>> Start Material shown
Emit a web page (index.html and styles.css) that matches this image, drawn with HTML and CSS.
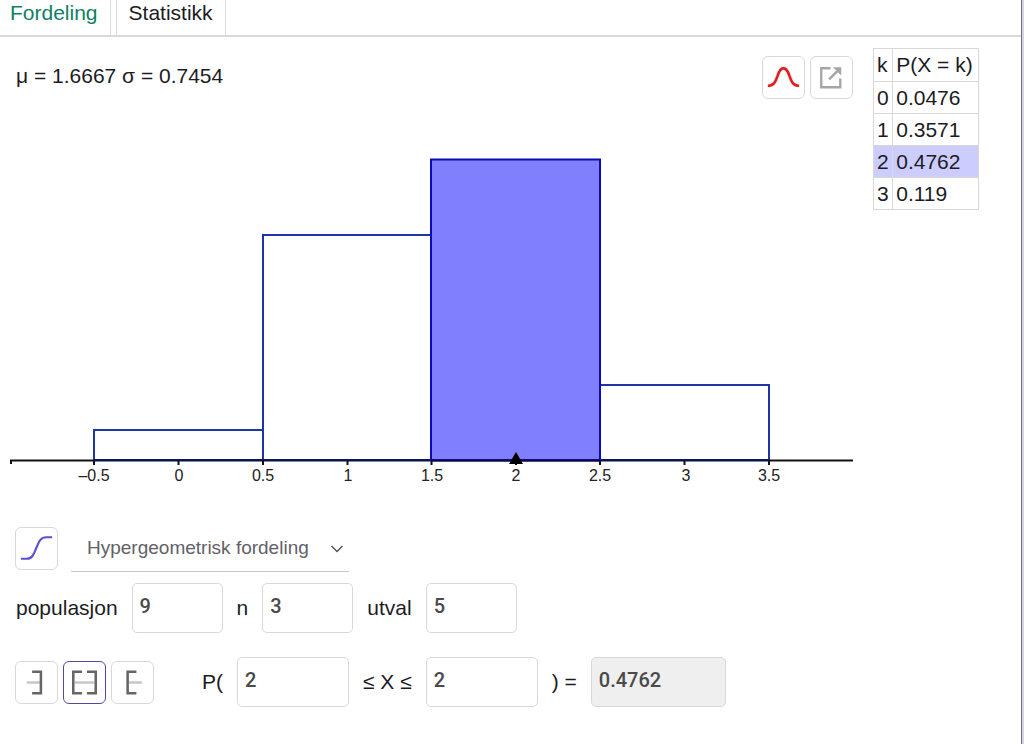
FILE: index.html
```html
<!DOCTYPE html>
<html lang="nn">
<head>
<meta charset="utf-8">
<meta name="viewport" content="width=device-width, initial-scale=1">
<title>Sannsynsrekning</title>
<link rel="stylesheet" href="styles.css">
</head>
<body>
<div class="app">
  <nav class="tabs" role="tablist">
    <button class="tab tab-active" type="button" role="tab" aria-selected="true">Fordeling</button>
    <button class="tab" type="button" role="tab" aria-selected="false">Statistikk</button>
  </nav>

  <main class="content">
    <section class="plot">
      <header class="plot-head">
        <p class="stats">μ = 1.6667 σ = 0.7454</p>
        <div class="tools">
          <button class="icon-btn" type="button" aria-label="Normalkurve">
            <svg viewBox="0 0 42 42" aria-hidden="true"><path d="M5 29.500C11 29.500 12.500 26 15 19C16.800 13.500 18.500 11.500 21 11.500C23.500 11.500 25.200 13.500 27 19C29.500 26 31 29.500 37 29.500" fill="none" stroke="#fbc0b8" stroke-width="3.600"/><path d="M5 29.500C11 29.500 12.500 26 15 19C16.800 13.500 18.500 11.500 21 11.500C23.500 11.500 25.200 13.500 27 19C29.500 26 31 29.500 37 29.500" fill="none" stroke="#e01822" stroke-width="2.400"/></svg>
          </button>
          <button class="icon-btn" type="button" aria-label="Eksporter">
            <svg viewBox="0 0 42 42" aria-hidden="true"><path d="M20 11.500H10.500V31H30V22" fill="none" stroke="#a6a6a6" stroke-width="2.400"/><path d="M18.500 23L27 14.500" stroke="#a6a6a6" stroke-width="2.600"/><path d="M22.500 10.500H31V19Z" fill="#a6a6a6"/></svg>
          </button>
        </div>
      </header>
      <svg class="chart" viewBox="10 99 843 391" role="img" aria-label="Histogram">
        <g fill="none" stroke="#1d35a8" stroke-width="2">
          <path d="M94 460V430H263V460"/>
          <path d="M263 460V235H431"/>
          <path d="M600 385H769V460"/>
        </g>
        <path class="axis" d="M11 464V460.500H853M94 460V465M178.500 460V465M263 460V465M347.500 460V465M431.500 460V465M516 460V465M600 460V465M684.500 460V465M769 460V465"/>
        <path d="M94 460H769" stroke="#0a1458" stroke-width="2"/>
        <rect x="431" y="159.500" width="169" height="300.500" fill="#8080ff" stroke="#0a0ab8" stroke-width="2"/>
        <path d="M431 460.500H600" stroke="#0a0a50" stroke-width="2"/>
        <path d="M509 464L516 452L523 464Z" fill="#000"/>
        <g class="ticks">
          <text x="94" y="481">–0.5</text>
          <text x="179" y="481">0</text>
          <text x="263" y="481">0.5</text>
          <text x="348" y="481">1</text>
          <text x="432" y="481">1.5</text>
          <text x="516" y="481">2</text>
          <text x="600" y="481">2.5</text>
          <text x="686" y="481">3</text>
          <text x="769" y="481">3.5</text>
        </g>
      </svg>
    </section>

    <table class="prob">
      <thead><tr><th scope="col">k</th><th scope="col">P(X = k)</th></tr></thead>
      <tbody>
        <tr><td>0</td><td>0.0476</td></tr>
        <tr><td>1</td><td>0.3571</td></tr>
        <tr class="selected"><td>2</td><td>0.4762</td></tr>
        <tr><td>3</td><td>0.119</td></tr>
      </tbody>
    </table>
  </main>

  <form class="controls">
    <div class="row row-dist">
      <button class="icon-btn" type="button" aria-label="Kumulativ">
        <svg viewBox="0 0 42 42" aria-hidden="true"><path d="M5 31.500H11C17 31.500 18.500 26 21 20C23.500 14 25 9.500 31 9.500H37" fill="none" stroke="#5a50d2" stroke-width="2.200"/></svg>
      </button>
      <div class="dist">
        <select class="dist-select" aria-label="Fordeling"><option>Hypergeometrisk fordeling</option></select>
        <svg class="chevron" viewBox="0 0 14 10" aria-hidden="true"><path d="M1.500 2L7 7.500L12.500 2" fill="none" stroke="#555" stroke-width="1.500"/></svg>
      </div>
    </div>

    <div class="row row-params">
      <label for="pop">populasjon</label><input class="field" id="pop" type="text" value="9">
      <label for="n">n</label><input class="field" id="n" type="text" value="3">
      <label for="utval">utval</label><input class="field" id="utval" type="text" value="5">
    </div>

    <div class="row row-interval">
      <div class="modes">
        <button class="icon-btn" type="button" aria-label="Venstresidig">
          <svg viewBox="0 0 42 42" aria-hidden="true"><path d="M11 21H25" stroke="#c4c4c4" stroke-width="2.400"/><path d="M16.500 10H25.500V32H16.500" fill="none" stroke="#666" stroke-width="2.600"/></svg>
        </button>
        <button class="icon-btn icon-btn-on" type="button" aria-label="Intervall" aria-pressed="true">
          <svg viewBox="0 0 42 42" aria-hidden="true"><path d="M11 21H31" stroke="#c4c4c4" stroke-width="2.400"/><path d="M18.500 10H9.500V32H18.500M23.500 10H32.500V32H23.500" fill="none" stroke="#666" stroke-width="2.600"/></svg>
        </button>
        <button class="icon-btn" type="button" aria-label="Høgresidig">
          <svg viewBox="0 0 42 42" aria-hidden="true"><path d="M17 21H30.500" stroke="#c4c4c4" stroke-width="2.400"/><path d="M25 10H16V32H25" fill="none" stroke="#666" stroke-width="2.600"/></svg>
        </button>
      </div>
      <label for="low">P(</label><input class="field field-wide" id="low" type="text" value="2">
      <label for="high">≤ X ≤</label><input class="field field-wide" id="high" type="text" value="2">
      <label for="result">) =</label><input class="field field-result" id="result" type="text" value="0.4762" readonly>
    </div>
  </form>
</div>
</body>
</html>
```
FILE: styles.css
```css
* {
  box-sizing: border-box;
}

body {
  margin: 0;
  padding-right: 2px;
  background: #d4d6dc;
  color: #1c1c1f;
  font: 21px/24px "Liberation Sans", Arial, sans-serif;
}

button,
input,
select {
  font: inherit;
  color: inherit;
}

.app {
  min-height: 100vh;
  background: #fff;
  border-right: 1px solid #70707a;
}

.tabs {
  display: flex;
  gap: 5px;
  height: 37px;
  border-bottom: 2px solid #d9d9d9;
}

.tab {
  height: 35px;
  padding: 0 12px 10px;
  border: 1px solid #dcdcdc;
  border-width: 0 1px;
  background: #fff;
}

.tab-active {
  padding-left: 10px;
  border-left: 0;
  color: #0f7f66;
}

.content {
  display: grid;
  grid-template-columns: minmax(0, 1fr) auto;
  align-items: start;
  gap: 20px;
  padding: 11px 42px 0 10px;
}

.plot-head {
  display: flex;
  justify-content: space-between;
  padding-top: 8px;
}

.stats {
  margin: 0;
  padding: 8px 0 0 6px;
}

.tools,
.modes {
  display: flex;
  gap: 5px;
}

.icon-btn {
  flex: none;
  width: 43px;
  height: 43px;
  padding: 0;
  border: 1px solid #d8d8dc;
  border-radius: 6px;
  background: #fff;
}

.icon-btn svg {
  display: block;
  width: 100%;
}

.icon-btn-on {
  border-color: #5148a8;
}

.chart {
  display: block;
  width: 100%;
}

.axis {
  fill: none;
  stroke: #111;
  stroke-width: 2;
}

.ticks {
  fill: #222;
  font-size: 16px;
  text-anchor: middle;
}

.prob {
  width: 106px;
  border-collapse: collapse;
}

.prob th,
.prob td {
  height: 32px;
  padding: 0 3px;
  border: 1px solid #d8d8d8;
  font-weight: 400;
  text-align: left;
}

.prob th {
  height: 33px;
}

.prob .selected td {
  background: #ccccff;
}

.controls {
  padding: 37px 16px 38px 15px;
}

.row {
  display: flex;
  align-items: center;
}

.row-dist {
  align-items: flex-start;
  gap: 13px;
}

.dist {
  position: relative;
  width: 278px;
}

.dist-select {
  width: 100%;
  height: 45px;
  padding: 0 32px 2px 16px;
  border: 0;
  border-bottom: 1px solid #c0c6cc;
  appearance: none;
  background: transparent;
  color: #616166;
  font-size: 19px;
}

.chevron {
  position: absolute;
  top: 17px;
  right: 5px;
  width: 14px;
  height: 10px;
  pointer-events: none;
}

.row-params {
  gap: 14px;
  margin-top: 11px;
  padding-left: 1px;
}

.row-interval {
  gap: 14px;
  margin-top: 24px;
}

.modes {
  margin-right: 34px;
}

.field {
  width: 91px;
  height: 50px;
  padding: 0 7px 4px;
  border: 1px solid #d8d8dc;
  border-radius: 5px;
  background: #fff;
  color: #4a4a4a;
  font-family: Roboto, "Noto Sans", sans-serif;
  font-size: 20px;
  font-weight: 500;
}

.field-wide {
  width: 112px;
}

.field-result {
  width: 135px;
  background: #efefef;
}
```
>> End Material shown
>> Start Material shown
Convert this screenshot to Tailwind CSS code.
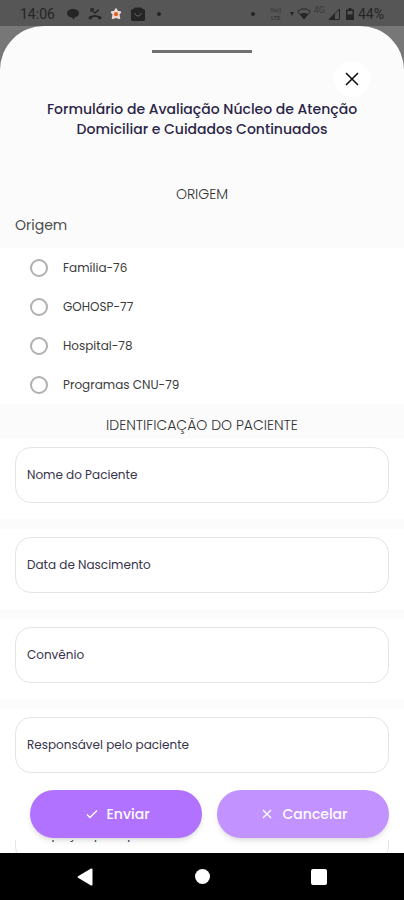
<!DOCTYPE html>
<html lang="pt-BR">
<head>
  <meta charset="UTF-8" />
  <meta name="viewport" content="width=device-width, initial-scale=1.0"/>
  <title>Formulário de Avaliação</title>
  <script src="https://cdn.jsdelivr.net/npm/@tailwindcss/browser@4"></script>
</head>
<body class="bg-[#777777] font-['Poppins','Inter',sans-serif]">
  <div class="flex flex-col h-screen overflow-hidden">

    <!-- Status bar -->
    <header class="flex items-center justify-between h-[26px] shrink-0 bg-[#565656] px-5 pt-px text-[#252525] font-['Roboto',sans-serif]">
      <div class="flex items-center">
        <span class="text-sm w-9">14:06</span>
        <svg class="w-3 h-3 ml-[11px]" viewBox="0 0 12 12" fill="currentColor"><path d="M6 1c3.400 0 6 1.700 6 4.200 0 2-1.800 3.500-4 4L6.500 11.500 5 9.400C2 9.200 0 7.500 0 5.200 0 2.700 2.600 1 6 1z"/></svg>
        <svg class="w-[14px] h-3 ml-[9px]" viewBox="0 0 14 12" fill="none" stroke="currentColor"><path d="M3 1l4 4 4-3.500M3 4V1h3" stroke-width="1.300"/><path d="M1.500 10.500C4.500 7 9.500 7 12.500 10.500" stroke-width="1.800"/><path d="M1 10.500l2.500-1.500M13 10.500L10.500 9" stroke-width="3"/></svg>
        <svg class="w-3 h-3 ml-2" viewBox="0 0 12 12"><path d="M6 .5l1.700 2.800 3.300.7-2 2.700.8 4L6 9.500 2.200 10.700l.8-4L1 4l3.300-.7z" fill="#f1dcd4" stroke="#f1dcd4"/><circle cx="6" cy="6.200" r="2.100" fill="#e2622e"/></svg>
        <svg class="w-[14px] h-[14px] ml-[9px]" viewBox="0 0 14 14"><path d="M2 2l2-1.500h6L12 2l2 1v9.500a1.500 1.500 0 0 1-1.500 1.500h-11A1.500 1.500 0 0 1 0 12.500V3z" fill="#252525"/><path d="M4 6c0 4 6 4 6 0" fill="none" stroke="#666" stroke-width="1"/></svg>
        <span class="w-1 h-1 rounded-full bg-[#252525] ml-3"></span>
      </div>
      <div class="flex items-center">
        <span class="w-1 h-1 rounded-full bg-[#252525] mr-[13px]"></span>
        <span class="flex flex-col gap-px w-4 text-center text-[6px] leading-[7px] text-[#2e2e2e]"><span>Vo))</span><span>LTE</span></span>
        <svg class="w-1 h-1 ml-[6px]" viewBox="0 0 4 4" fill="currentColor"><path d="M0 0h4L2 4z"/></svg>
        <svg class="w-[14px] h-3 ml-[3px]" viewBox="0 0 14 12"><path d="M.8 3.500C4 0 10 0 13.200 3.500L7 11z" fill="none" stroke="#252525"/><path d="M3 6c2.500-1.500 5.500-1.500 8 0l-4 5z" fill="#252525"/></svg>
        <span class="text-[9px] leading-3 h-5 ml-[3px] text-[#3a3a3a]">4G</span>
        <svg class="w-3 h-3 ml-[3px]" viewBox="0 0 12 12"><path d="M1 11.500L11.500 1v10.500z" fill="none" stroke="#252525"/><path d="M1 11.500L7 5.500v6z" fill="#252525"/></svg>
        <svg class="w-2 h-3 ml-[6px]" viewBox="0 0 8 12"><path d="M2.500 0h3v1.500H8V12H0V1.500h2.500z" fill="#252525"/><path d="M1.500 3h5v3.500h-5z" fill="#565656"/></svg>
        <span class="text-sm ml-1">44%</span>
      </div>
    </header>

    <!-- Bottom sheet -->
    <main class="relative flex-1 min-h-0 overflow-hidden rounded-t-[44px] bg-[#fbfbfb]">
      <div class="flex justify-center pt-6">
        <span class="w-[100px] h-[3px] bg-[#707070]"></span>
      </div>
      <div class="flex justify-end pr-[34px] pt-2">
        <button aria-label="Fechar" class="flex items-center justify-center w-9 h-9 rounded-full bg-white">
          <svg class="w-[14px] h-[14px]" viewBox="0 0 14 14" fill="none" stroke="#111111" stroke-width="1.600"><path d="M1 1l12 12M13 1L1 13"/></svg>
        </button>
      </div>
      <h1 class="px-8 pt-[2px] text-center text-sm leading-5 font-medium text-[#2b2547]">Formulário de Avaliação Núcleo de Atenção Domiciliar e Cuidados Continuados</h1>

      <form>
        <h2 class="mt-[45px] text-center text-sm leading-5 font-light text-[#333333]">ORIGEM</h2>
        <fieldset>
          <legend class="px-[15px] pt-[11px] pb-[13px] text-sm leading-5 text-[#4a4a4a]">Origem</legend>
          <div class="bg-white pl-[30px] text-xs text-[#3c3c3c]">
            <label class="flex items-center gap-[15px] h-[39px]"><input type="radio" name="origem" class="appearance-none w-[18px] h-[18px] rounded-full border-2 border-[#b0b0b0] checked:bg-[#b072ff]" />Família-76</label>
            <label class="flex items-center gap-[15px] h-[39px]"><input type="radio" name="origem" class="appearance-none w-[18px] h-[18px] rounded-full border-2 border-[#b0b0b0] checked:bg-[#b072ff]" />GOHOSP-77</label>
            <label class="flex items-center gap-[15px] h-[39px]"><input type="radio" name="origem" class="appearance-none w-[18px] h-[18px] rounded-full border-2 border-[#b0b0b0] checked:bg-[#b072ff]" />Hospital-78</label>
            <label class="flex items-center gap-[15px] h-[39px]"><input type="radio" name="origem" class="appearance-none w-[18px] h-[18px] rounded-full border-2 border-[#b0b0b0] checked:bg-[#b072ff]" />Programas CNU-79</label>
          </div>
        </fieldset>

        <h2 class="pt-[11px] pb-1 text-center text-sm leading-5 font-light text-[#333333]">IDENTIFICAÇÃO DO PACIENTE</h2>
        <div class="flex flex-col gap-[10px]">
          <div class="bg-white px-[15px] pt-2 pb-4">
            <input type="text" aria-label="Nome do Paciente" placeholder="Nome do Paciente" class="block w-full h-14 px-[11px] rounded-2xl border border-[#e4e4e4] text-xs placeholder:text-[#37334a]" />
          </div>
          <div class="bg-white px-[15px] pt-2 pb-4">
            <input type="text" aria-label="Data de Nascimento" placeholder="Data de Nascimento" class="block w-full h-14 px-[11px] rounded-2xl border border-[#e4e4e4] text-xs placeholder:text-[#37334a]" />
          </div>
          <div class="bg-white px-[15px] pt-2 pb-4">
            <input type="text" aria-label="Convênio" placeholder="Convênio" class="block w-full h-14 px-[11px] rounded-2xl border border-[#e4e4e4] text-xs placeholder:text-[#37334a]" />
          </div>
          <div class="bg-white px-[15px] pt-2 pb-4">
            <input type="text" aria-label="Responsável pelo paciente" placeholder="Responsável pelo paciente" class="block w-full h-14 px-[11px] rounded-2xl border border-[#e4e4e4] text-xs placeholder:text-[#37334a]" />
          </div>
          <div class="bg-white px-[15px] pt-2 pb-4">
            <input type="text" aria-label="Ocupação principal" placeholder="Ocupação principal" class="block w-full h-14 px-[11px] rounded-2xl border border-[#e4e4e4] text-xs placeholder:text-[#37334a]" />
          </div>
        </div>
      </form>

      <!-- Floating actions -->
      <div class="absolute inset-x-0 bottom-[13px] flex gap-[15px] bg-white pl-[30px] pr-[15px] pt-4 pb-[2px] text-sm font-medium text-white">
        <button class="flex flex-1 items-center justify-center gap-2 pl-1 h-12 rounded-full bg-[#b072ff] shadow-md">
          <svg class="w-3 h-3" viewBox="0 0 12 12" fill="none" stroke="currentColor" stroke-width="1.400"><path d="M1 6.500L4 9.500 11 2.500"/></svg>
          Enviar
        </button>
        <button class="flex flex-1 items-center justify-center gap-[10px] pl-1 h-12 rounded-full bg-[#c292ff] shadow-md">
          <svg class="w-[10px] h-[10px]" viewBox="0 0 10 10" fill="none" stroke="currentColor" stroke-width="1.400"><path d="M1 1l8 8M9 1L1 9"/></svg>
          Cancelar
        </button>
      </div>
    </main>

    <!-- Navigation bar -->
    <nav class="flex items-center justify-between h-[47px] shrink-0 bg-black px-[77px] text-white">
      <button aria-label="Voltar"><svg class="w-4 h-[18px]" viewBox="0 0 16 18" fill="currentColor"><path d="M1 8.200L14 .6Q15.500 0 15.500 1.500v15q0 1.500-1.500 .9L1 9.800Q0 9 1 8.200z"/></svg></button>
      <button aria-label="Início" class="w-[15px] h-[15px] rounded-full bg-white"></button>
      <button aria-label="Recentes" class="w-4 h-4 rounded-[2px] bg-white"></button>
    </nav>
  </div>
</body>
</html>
>> End Material shown
> What is asked
Which lines hold the word "index"? Copy each of them from the records.

> Exercise answer
Emit a web page (index.html and styles.css) that matches this image, drawn with HTML and CSS.
FILE: index.html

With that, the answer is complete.